Hey everyone I’m new to the group but not to hedgehogs. I have two rescues right now and recently I noticed that my little girl looks really overweight and her stomach is hard. I also noticed that her tummy looked purple. Not sure if she is just over weight and that itsnormal or not.


----------



## Kalandra (Aug 25, 2008)

I have a couple of thoughts but need more information. So here are some questions for you to ask yourself.

Have you had her very long? Is it a sudden change or has she been gradually getting bigger? Was she with a male previously, or could she have been? How is her eating and activity levels? How hard is hard? 

Sudden changes need to be addressed by a veterinarian as soon as possible. Sudden bloating can be caused by a variety of issues, including bloating from gas, internal bleeding, tumor growth, etc. Sometimes with these you'll see them become less active, and if the bloating is severe enough they will stop eating/doing anything.

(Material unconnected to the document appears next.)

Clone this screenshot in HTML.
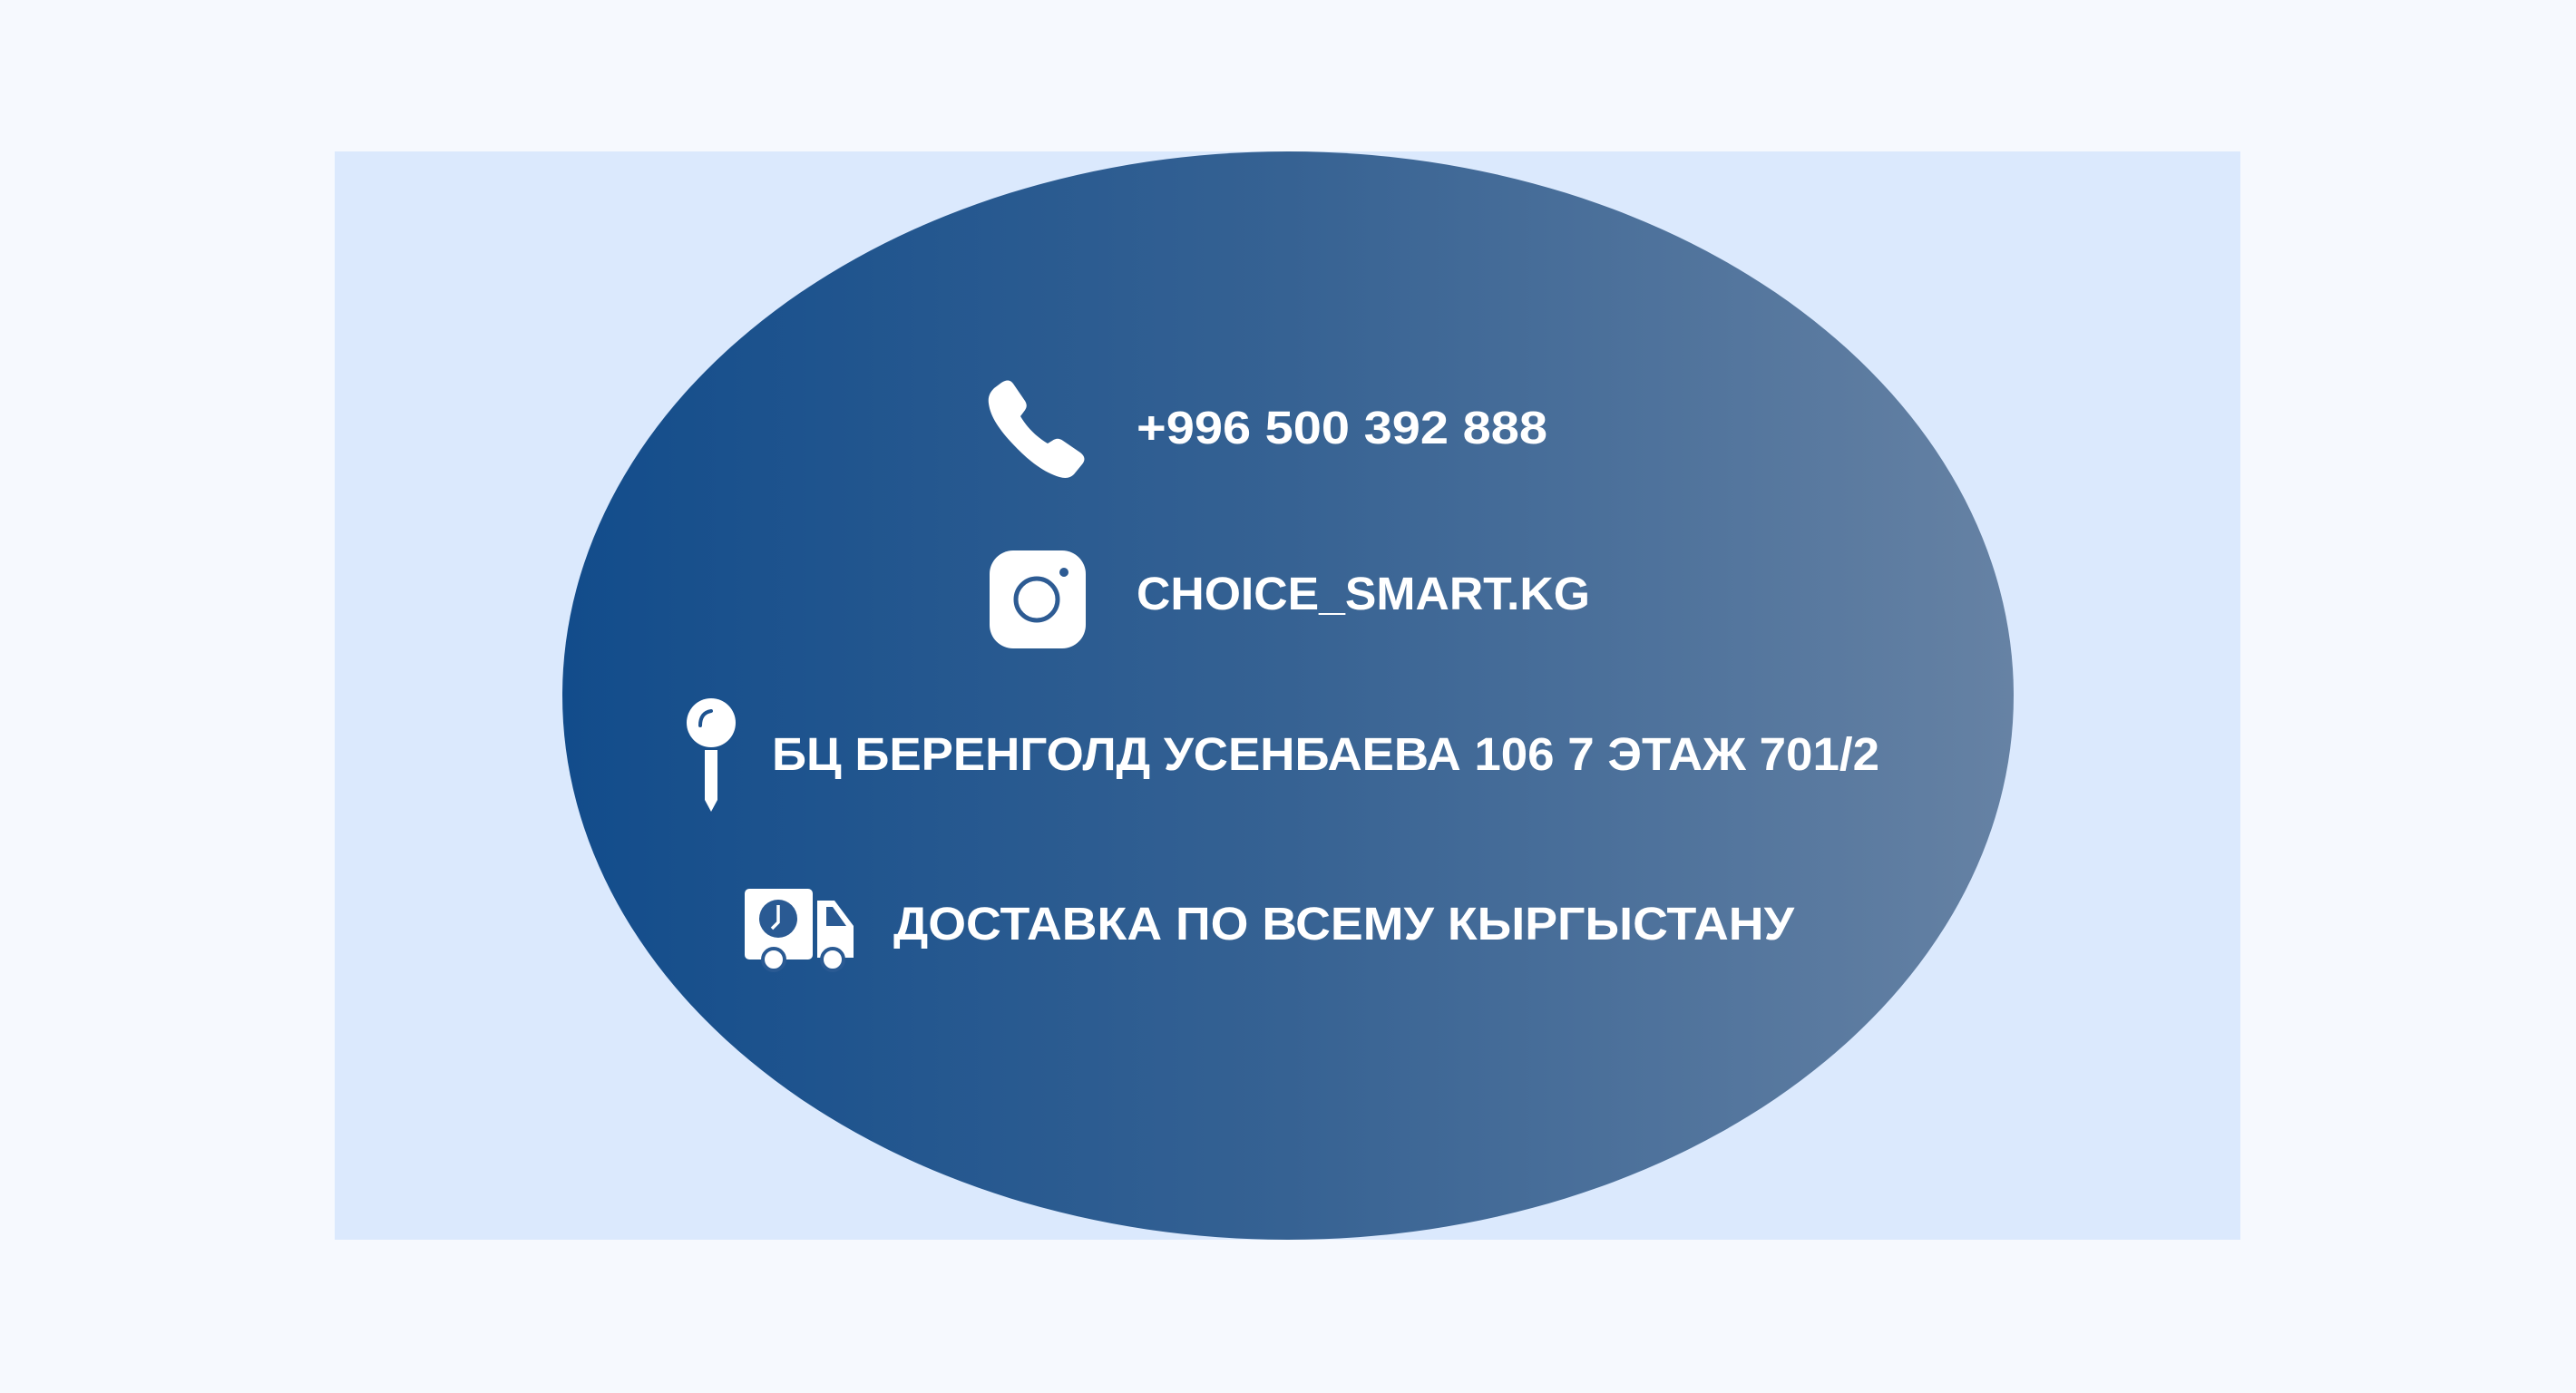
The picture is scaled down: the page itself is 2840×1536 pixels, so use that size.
<!DOCTYPE html>
<html><head><meta charset="utf-8"><style>
html,body{margin:0;padding:0;background:#f6f9fe;}
svg{display:block}
text{font-family:"Liberation Sans",sans-serif;font-weight:bold;fill:#fff;}
</style></head><body>
<svg width="2840" height="1536" viewBox="0 0 2840 1536" xmlns="http://www.w3.org/2000/svg">
<defs>
<linearGradient id="g" x1="619" y1="0" x2="2220" y2="0" gradientUnits="userSpaceOnUse">
<stop offset="0" stop-color="#124c8b"/>
<stop offset="0.5" stop-color="#366293"/>
<stop offset="1" stop-color="#6682a4"/>
</linearGradient>
</defs>
<rect x="0" y="0" width="2840" height="1536" fill="#f6f9fe"/>
<rect x="369" y="167" width="2101" height="1200" fill="#dbe9fd"/>
<ellipse cx="1420" cy="767" rx="800" ry="600" fill="url(#g)"/>
<!-- phone -->
<path d="M1104 422 C1110 418 1114 419 1117 423 L1130 442 C1133 447 1132 450 1128 455 L1125 459 C1132 471 1143 482 1155 489 L1160 486 C1164 483 1168 483 1172 486 L1191 499 C1196 503 1197 507 1193 512 L1184 523 C1180 527 1175 528 1168 526 C1150 521 1132 506 1117 490 C1102 474 1092 460 1090 445 C1089 438 1091 433 1096 428 Z" fill="#fff"/>
<text x="1253" y="489" font-size="51" textLength="453" lengthAdjust="spacingAndGlyphs">+996 500 392 888</text>
<!-- instagram -->
<rect x="1091" y="607" width="106" height="108" rx="26" fill="#fff"/>
<circle cx="1143" cy="661" r="23" fill="none" stroke="#2d5b93" stroke-width="5"/>
<circle cx="1173" cy="631" r="5" fill="#2d5b93"/>
<text x="1253" y="672" font-size="51" textLength="500" lengthAdjust="spacingAndGlyphs">CHOICE_SMART.KG</text>
<!-- pin -->
<circle cx="784" cy="797" r="27" fill="#fff"/>
<path d="M772 800 Q772 786 784 784" fill="none" stroke="#1e5390" stroke-width="4" stroke-linecap="round"/>
<path d="M777 827 L791 827 L791 882 L784 895 L777 882 Z" fill="#fff"/>
<text x="851" y="849" font-size="51" textLength="1221" lengthAdjust="spacingAndGlyphs">БЦ БЕРЕНГОЛД УСЕНБАЕВА 106 7 ЭТАЖ 701/2</text>
<!-- truck -->
<rect x="821" y="980" width="75" height="78" rx="5" fill="#fff"/>
<path d="M901 993 L920 993 L941 1021 L941 1056 L901 1056 Z" fill="#fff"/>
<path d="M911 1000 L918 1000 L933 1021 L911 1021 Z" fill="#2a5a93"/>
<circle cx="858" cy="1013" r="21" fill="#2a5a93"/>
<path d="M858 998 L858 1017 L851 1024" fill="none" stroke="#fff" stroke-width="3.5"/>
<circle cx="853" cy="1058" r="12" fill="#fff" stroke="#2a5a93" stroke-width="4"/>
<circle cx="918" cy="1058" r="12" fill="#fff" stroke="#2a5a93" stroke-width="4"/>
<text x="985" y="1036" font-size="51" textLength="993" lengthAdjust="spacingAndGlyphs">ДОСТАВКА ПО ВСЕМУ КЫРГЫСТАНУ</text>
</svg>
</body></html>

From some of my questions, you can guess I'm wondering if she could be pregnant. From the image it also looks like her nipples are more distended than normal. This could be normal for her as I've had females who you could see them very well even though they have never been bred, but if she is pregnant, then those more noticeable nipples could indicate engorgement which means birth should be soon.


I'm no expert in hedgehog pregnancies. Only ever experienced one, which was a surprise from my first hedgehog and was nearly 25 years ago, but from what I do vaguely remember she was pretty firm feeling at the end, and was "butt heavy." Meaning she carried most of the weight in the backend. Where the hedgehogs I have had who had internal bleeding were just very swollen feeling and distended throughout.


----------



## Sandwich's Mommy (Feb 15, 2015)

My hedgehog had uterine and ovarian cysts and tumors and her tummy looked similar before. She had to have an emergency spay. I would definitely consider an ultrasound.


----------



## Jake88 (Aug 26, 2021)

Sandwich's Mommy said:


> My hedgehog had uterine and ovarian cysts and tumors and her tummy looked similar before. She had to have an emergency spay. I would definitely consider an ultrasound.


How long did it take them to form? My girl just developed a massive bloated belly over the past week. She isn't pooping much and if she's not improved tomorrow I'm scheduling with the vet


----------